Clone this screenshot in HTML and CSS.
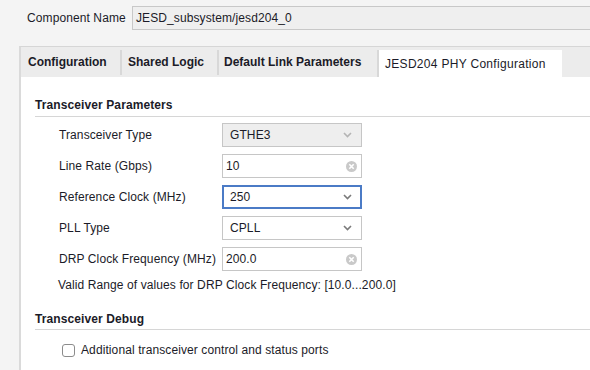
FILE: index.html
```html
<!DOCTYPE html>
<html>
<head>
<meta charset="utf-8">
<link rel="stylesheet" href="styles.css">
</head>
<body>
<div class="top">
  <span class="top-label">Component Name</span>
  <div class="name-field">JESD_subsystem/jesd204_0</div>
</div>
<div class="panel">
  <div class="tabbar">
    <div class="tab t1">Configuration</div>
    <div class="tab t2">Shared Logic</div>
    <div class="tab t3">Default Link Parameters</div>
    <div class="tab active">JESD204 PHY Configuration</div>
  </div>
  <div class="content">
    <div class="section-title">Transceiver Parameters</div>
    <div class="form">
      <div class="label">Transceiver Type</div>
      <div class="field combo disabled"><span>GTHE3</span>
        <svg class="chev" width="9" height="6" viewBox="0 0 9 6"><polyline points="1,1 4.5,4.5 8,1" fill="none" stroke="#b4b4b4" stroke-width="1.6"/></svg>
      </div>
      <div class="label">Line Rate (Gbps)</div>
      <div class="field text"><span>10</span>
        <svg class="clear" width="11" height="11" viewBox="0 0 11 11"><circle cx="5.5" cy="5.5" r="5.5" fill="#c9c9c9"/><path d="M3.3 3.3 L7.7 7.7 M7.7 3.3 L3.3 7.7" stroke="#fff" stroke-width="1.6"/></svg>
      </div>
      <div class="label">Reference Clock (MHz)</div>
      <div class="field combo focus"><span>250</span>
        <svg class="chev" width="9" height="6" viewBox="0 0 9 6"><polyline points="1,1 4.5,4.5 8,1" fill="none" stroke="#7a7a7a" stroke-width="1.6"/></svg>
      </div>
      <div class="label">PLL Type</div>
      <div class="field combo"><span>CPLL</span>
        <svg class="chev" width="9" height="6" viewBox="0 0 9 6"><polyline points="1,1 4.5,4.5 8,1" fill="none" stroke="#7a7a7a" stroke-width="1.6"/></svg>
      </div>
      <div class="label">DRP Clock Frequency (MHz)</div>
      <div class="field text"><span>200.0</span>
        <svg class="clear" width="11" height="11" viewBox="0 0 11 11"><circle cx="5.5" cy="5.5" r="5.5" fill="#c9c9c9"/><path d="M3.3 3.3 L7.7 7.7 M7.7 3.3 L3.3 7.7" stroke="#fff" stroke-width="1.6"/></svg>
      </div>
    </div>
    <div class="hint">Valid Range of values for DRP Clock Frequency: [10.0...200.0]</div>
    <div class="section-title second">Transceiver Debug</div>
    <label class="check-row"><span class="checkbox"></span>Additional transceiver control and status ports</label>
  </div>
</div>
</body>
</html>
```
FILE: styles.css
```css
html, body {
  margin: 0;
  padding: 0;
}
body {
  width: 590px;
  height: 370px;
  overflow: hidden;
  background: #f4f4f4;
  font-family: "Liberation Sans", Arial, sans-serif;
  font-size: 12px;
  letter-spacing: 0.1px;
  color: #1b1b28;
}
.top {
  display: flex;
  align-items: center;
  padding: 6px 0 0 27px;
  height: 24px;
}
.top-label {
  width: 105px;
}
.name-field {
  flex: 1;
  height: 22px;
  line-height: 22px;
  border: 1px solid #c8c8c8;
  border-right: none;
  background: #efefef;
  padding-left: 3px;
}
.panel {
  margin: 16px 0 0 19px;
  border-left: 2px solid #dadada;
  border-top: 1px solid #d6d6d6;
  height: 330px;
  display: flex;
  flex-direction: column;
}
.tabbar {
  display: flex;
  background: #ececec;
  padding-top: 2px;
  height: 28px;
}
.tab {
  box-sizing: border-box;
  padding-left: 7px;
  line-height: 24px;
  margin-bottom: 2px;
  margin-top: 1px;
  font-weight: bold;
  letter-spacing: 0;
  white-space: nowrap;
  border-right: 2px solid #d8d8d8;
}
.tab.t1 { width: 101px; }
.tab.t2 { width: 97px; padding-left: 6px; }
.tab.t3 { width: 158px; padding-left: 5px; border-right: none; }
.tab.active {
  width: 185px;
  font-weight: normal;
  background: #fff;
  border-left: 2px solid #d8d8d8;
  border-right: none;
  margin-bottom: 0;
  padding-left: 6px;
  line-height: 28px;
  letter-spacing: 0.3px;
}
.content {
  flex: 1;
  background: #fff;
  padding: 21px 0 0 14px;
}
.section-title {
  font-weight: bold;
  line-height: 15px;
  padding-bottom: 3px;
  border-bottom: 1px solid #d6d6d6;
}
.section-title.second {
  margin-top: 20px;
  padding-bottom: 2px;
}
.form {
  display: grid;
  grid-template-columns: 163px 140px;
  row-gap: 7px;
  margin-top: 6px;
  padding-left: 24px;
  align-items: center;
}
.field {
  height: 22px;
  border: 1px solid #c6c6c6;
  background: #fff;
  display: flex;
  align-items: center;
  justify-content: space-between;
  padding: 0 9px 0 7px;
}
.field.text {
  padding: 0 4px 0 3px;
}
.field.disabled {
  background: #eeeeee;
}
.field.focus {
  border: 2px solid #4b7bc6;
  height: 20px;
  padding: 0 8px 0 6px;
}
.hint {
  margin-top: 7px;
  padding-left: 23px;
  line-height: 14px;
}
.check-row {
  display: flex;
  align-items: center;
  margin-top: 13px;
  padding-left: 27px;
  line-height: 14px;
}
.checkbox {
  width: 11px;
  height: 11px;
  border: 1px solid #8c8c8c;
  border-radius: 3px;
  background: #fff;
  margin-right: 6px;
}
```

★ ★ ★ ★

→ **Stated exercise**
Omit the pictures and give the material again, exactly and in full.

→ **The output**
Clone this screenshot in HTML and CSS.
FILE: index.html
```html
<!DOCTYPE html>
<html>
<head>
<meta charset="utf-8">
<link rel="stylesheet" href="styles.css">
</head>
<body>
<div class="top">
  <span class="top-label">Component Name</span>
  <div class="name-field">JESD_subsystem/jesd204_0</div>
</div>
<div class="panel">
  <div class="tabbar">
    <div class="tab t1">Configuration</div>
    <div class="tab t2">Shared Logic</div>
    <div class="tab t3">Default Link Parameters</div>
    <div class="tab active">JESD204 PHY Configuration</div>
  </div>
  <div class="content">
    <div class="section-title">Transceiver Parameters</div>
    <div class="form">
      <div class="label">Transceiver Type</div>
      <div class="field combo disabled"><span>GTHE3</span>
        <svg class="chev" width="9" height="6" viewBox="0 0 9 6"><polyline points="1,1 4.5,4.5 8,1" fill="none" stroke="#b4b4b4" stroke-width="1.6"/></svg>
      </div>
      <div class="label">Line Rate (Gbps)</div>
      <div class="field text"><span>10</span>
        <svg class="clear" width="11" height="11" viewBox="0 0 11 11"><circle cx="5.5" cy="5.5" r="5.5" fill="#c9c9c9"/><path d="M3.3 3.3 L7.7 7.7 M7.7 3.3 L3.3 7.7" stroke="#fff" stroke-width="1.6"/></svg>
      </div>
      <div class="label">Reference Clock (MHz)</div>
      <div class="field combo focus"><span>250</span>
        <svg class="chev" width="9" height="6" viewBox="0 0 9 6"><polyline points="1,1 4.5,4.5 8,1" fill="none" stroke="#7a7a7a" stroke-width="1.6"/></svg>
      </div>
      <div class="label">PLL Type</div>
      <div class="field combo"><span>CPLL</span>
        <svg class="chev" width="9" height="6" viewBox="0 0 9 6"><polyline points="1,1 4.5,4.5 8,1" fill="none" stroke="#7a7a7a" stroke-width="1.6"/></svg>
      </div>
      <div class="label">DRP Clock Frequency (MHz)</div>
      <div class="field text"><span>200.0</span>
        <svg class="clear" width="11" height="11" viewBox="0 0 11 11"><circle cx="5.5" cy="5.5" r="5.5" fill="#c9c9c9"/><path d="M3.3 3.3 L7.7 7.7 M7.7 3.3 L3.3 7.7" stroke="#fff" stroke-width="1.6"/></svg>
      </div>
    </div>
    <div class="hint">Valid Range of values for DRP Clock Frequency: [10.0...200.0]</div>
    <div class="section-title second">Transceiver Debug</div>
    <label class="check-row"><span class="checkbox"></span>Additional transceiver control and status ports</label>
  </div>
</div>
</body>
</html>
```
FILE: styles.css
```css
html, body {
  margin: 0;
  padding: 0;
}
body {
  width: 590px;
  height: 370px;
  overflow: hidden;
  background: #f4f4f4;
  font-family: "Liberation Sans", Arial, sans-serif;
  font-size: 12px;
  letter-spacing: 0.1px;
  color: #1b1b28;
}
.top {
  display: flex;
  align-items: center;
  padding: 6px 0 0 27px;
  height: 24px;
}
.top-label {
  width: 105px;
}
.name-field {
  flex: 1;
  height: 22px;
  line-height: 22px;
  border: 1px solid #c8c8c8;
  border-right: none;
  background: #efefef;
  padding-left: 3px;
}
.panel {
  margin: 16px 0 0 19px;
  border-left: 2px solid #dadada;
  border-top: 1px solid #d6d6d6;
  height: 330px;
  display: flex;
  flex-direction: column;
}
.tabbar {
  display: flex;
  background: #ececec;
  padding-top: 2px;
  height: 28px;
}
.tab {
  box-sizing: border-box;
  padding-left: 7px;
  line-height: 24px;
  margin-bottom: 2px;
  margin-top: 1px;
  font-weight: bold;
  letter-spacing: 0;
  white-space: nowrap;
  border-right: 2px solid #d8d8d8;
}
.tab.t1 { width: 101px; }
.tab.t2 { width: 97px; padding-left: 6px; }
.tab.t3 { width: 158px; padding-left: 5px; border-right: none; }
.tab.active {
  width: 185px;
  font-weight: normal;
  background: #fff;
  border-left: 2px solid #d8d8d8;
  border-right: none;
  margin-bottom: 0;
  padding-left: 6px;
  line-height: 28px;
  letter-spacing: 0.3px;
}
.content {
  flex: 1;
  background: #fff;
  padding: 21px 0 0 14px;
}
.section-title {
  font-weight: bold;
  line-height: 15px;
  padding-bottom: 3px;
  border-bottom: 1px solid #d6d6d6;
}
.section-title.second {
  margin-top: 20px;
  padding-bottom: 2px;
}
.form {
  display: grid;
  grid-template-columns: 163px 140px;
  row-gap: 7px;
  margin-top: 6px;
  padding-left: 24px;
  align-items: center;
}
.field {
  height: 22px;
  border: 1px solid #c6c6c6;
  background: #fff;
  display: flex;
  align-items: center;
  justify-content: space-between;
  padding: 0 9px 0 7px;
}
.field.text {
  padding: 0 4px 0 3px;
}
.field.disabled {
  background: #eeeeee;
}
.field.focus {
  border: 2px solid #4b7bc6;
  height: 20px;
  padding: 0 8px 0 6px;
}
.hint {
  margin-top: 7px;
  padding-left: 23px;
  line-height: 14px;
}
.check-row {
  display: flex;
  align-items: center;
  margin-top: 13px;
  padding-left: 27px;
  line-height: 14px;
}
.checkbox {
  width: 11px;
  height: 11px;
  border: 1px solid #8c8c8c;
  border-radius: 3px;
  background: #fff;
  margin-right: 6px;
}
```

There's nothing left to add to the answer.